Trial begins for restaurant manager accused of sexually assaulting teen staff in Fergus
Navpreet Nahar pleads not guilty to 2021 charges involving two teens
GUELPH – The trial of a former Fergus fast-food restaurant manager accused of sexually assaulting two teenage staff members in 2021 began in Guelph Superior Court on Monday.
The accused, 34-year-old Navpreet Nahar, pleaded not guilty to four charges stemming from 2021 allegations he sexually and inappropriately touched the high schoolers while working as their shift manager.
Wellington OPP charged Nahar in 2021-22 with sexually touching an underage person (interference), exploiting a young person by touching them sexually, and two counts of sexual assault.
The women, aged 15 and 16 at the time of the alleged offences, cannot be identified under a publication ban ordered by Justice Cynthia Petersen, standard in sexual assault cases.
The Advertiser is also not naming the restaurant to avoid identifying the women.
Three of the offences – sexually assaulting someone under 16 years old, sexually touching someone underage and sexual exploitation of a young person by someone in a position of trust or authority – carry maximum prison sentences of 14 years.
The second sexual assault charge, involving someone 16 or older, carries a maximum sentence of 10 years.
However, courts rarely impose maximums, reserving them for the most serious cases.
Prosecutor Stacey Hamilton called both complainants as the Crown’s key witnesses on May 11 in a case being argued on testimony alone. Such cases hinge on the credibility and reliability of witnesses, rather than video or physical evidence, to prove the Crown’s case.
One of the women testified Nahar repeatedly touched her buttocks when she was 15 years old and working at a sandwich counter at a Tower Street South restaurant between August and December 2021.
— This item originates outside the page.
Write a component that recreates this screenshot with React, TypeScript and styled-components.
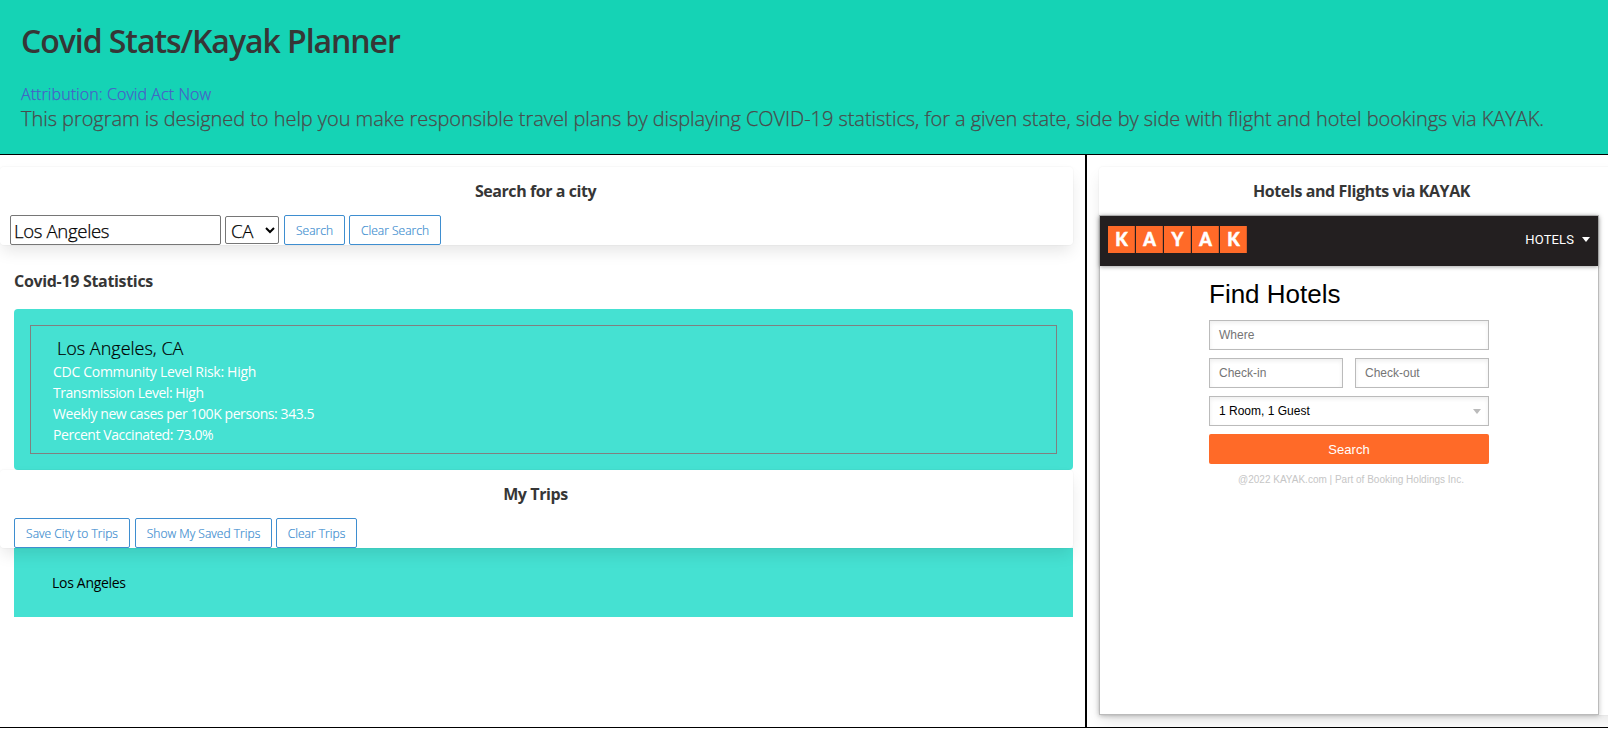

Now 20, the woman testified Nahar worked alongside her at the sandwich counter. She said he would pass prepared orders to drive-thu staff for bagging, then turn back and glide an open palm across her buttocks.
Nahar’s defence lawyer, Robert Christie, suggested the woman wouldn’t know what had touched her as she focused straight ahead and prepared sandwiches in a busy, cramped space where unintentional physical contact could be expected.
The woman also testified Nahar touched her shoulders without consent and on another occasion grabbed her waist to physically move her out of the way of a dish-washing sink.
The second woman, now 21, testified Nahar grabbed her breast for around five seconds while co-workers were present.
“I felt it and then I looked,” she said. “It had a grip to it.”
On several occasions, she said, he also touched her buttocks for six to eight seconds at a time, all while at the sandwich counter.
“I’m telling you it didn’t happen,” the defence lawyer argued, challenging the notion Nahar would have risked touching her that way in a busy restaurant with people around.
Christie watched the red hand tick away eight seconds on a courtroom clock.
“That’s a long time,” the lawyer said.
“I know,” the woman replied.
The woman also testified Nahar, in separate incidents, grabbed her waist to move her out of the way at the sandwich counter and grabbed her buttocks while she was mopping.
The incidents are alleged to have occurred between mid-August and late November 2021. She would have been 16 at the time.
Both women testified there were no cameras recording employee areas, aside from cash registers.
The first complainant reported the incidents to police at the end of 2021; the second didn’t come forward until spring 2022.
“We didn’t know it was sexual assault; we just thought he was being weird,” the woman said.
The woman testified she and her coworkers talked about Nahar’s behaviour, and following a conversation with her parents, she said, “It hit me, like, ‘Oh my God, this is real.’”
“You built this up over seven or eight months in your head and then you went to the police,” Christie argued.
The defence suggested the woman had inflated incidental contact and fabricated a story to help out the other woman.
“It beggars belief; he’s doing that in front of all these people,” Christie said.
He pointed to alleged inconsistencies between the woman’s testimony and a police statement in which she said she originally thought Nahar’s contact was accidental.
The woman argued brief portions of her statement were being cherry-picked and taken out of context.
“He didn’t have to touch me at all,” she said.
The judge-alone trial before Justice Petersen continues this week.